C. Scott Mossburg, the Wells County commissioner serving the district where most of the turbines will be built, said: “If the (tax credit) didn’t go through, the project would have been dead.

“I think the wind farm will be good for Wells County,” he said. “I know some people may not agree. But it will be a good thing as far as economic development goes.”

County officials say the project is scheduled to be completed in the last quarter of 2013.

Chief justice urges lawmaker-fine deal

Trial-level judges in civil cases frequently urge the two parties to compromise, but such advice rarely comes from a Supreme Court bench.

But that is exactly what Indiana Chief Justice Brent Dickson told lawyers for Indiana Democratic state representatives and for state government in the legal case challenging fines that House Speaker Brian Bosma levied against Democrats for depriving the Indiana House of a quorum by walking out.

The Democratic reps say Bosma has no authority to take fines out of lawmakers’ paychecks, while Bosma and the state say the court system cannot become involved in internal legislative proceedings.

“If it would be at all possible for the political parties in Indiana to set a national example of cooperation, this might be an ideal opportunity for you, both sides, to solve this matter by compromise, and we encourage that to be considered,” Dickson said at the close of oral arguments in the lawsuit between Democrats and the state Thursday.
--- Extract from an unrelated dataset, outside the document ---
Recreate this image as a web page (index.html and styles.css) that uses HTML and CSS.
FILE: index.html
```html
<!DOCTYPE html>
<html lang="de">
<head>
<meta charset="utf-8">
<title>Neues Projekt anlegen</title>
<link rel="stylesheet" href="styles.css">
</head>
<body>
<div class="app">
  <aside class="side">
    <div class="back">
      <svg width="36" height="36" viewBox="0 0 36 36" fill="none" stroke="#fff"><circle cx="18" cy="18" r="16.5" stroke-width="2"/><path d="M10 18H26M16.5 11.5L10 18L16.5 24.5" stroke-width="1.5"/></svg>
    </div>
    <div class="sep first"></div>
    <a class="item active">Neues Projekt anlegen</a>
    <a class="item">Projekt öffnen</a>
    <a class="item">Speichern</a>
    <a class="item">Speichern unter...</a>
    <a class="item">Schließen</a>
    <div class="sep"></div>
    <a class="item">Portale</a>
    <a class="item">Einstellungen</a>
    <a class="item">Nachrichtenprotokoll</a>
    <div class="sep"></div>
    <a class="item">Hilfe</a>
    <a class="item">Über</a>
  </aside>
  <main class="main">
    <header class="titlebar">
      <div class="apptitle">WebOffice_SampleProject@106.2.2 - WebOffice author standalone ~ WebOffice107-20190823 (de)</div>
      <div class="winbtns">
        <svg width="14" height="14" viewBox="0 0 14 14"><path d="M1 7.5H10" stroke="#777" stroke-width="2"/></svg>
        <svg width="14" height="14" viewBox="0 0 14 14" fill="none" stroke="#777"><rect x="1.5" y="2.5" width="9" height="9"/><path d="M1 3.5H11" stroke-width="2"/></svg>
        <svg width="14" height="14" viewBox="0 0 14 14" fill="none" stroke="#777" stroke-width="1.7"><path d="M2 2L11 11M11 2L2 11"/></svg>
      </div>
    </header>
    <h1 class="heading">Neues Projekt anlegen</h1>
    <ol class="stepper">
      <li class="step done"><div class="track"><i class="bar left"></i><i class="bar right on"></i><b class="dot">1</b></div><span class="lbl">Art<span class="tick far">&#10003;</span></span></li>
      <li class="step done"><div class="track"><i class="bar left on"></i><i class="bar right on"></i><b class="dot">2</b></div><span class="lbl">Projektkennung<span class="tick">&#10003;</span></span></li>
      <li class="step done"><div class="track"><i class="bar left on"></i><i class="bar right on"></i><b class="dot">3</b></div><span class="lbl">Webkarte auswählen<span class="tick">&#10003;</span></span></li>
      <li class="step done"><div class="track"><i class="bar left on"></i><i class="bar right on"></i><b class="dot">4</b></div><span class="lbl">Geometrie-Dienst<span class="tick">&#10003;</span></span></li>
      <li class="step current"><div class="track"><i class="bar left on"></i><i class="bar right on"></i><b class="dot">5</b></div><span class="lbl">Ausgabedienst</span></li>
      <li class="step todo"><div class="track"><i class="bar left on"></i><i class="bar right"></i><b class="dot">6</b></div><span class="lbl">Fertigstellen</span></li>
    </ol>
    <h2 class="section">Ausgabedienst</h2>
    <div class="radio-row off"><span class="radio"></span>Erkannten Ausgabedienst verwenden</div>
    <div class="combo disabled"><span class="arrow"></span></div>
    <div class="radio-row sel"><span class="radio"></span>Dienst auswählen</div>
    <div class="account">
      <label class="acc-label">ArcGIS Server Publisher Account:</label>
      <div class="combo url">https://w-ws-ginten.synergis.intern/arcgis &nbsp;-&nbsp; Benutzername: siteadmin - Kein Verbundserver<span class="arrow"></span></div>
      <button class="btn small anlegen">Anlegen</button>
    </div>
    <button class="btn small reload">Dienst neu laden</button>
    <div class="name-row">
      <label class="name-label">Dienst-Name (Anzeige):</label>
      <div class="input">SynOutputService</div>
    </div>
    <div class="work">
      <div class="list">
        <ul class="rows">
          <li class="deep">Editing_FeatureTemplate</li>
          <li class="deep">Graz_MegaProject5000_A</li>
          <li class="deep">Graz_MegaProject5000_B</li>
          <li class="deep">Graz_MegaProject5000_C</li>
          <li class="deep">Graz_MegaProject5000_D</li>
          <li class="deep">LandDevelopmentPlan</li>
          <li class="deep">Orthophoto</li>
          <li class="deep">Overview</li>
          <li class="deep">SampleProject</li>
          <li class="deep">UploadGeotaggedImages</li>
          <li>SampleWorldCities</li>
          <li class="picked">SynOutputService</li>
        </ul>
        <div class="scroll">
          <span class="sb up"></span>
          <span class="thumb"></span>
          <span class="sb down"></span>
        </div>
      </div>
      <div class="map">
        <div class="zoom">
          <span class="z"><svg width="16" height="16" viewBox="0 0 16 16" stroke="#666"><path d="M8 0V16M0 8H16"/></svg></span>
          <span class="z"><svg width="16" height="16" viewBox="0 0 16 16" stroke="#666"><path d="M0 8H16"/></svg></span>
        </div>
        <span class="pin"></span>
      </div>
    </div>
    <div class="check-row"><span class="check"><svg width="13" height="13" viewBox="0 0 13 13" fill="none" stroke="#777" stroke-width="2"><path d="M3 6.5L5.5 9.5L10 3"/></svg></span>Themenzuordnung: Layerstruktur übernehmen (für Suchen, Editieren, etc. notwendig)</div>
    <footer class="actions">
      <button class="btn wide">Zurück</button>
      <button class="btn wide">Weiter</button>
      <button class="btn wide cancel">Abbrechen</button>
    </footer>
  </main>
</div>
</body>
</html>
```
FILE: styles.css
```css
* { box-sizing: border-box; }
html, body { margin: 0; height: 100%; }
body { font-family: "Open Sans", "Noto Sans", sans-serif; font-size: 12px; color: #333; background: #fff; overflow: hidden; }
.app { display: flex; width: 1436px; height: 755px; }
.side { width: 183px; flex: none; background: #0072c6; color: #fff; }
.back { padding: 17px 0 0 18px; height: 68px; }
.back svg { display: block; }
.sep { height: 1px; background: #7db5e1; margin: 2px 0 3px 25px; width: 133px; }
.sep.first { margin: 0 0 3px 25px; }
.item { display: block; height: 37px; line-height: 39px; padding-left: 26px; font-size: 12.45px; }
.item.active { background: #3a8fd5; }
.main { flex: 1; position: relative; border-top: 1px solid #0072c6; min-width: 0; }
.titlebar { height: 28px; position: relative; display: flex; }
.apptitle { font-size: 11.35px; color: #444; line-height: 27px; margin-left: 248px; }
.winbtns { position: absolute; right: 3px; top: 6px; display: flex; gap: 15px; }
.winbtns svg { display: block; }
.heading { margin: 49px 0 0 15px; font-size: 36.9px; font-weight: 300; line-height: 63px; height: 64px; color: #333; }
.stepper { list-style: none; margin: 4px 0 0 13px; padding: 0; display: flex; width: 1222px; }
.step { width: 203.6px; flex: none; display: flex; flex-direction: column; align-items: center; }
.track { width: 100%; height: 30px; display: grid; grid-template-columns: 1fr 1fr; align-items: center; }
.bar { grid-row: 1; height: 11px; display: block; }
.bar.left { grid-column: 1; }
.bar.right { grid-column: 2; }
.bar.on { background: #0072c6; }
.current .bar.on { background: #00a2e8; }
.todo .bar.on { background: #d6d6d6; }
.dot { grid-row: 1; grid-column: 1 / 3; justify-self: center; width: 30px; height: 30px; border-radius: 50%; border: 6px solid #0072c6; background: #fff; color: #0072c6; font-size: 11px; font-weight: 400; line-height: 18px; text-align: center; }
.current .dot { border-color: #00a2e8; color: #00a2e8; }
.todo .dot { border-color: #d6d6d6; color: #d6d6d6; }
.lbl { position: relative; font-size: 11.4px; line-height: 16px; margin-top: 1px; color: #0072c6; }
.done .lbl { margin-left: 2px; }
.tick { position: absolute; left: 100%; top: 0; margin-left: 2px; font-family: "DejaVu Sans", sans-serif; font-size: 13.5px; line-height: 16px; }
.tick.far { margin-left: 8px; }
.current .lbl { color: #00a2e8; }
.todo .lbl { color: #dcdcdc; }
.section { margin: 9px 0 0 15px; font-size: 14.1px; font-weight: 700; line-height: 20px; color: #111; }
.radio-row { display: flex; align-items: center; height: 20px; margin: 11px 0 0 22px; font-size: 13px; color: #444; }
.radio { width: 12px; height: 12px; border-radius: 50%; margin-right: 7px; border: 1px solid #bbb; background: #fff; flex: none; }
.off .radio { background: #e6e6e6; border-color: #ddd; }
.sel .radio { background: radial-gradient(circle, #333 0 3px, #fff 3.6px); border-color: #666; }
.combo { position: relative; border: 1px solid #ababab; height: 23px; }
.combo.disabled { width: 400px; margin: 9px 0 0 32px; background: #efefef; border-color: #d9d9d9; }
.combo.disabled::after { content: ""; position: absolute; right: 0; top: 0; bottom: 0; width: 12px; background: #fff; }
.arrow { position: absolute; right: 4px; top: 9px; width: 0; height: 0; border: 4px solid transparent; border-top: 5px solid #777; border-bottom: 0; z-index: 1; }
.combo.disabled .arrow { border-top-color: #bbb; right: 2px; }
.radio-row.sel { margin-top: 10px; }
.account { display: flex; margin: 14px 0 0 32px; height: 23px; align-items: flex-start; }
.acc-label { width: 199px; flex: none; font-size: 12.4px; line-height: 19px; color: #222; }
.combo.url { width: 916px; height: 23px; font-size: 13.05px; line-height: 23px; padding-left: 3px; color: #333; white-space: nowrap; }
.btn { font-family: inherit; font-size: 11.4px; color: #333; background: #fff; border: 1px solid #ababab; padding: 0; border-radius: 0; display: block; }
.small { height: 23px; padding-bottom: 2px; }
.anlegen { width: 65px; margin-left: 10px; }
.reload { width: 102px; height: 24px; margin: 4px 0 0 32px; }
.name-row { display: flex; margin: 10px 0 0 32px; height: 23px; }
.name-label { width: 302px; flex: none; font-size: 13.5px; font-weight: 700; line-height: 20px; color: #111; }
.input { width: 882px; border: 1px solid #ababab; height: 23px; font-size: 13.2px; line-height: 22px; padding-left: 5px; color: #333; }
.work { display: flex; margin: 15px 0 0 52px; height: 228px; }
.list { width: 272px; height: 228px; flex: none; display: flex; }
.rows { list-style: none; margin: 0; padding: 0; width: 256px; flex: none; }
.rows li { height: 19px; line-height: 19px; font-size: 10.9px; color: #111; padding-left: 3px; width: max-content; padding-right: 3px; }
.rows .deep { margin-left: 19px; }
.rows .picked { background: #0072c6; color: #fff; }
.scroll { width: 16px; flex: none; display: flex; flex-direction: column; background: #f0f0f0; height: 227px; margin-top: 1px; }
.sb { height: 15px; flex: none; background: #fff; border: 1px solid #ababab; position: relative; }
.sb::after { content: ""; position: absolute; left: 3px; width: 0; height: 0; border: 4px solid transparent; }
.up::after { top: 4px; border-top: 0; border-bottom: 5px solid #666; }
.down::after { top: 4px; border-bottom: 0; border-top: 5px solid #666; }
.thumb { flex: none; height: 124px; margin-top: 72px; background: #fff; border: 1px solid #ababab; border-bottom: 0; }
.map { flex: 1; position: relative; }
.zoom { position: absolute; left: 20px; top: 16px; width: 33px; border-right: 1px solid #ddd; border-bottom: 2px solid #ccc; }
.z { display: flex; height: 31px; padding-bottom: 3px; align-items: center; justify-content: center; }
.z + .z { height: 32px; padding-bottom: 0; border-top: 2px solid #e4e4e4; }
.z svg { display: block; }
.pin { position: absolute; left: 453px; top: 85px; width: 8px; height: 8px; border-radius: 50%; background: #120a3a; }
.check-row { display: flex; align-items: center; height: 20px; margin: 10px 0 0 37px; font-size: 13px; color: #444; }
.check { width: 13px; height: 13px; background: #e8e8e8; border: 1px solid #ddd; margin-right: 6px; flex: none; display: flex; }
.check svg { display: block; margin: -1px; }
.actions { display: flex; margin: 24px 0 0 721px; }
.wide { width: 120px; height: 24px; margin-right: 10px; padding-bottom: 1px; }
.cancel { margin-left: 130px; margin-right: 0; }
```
How did the two sides react to Dickson’s suggestion?

“I would never fail to take the advice of the chief justice of the Supreme Court of the State of Indiana,” said Fort Wayne attorney Mark GiaQuinta, who is representing the Democrats. “I didn’t see it coming, but I think it was a very appropriate thing for the chief justice to say.”

But Bosma issued a statement that said nothing of compromise.

“Our court system has no jurisdiction to review or overturn the internal workings of the Indiana General Assembly,” Bosma said. “I look forward to the Supreme Court confirming the limitation of judicial authority over the legislative branch.”

Senate unanimous in support of children

So much attention was paid to the dysfunction of the 112th Congress that many might believe its members couldn’t accomplish anything. But the last day of the session saw the Senate vote unanimously – yes, unanimously – to approve H.R. 6655, An Act to Protect our Kids.

The legislation, which will create a new, two-year national commission to develop strategy for addressing child abuse and neglect deaths, required unanimous consent.

An obscure final-day Senate procedure stipulates that not a single senator can object to the bill or it dies. Remarkably, no one objected, even though some GOP senators were hinting before the vote that they would oppose it because of the $2 million cost over two years or for ideological reasons – claims that the government shouldn’t be in the business of child abuse prevention.

Fortunately, a last-minute press by child protection advocates turned what looked like a lost cause into a win for endangered children.

The bill was approved by a 330-77 vote in the House two weeks ago. The no votes all were cast by Republicans, including Reps. Marlin Stutzman, Ben Quayle, Todd Akin and Todd Rokita, newly appointed chairman of the House’s education subcommittee. Congressman Mike Pence abstained.

About 2,500 child abuse and neglect deaths occur in the U.S. every year.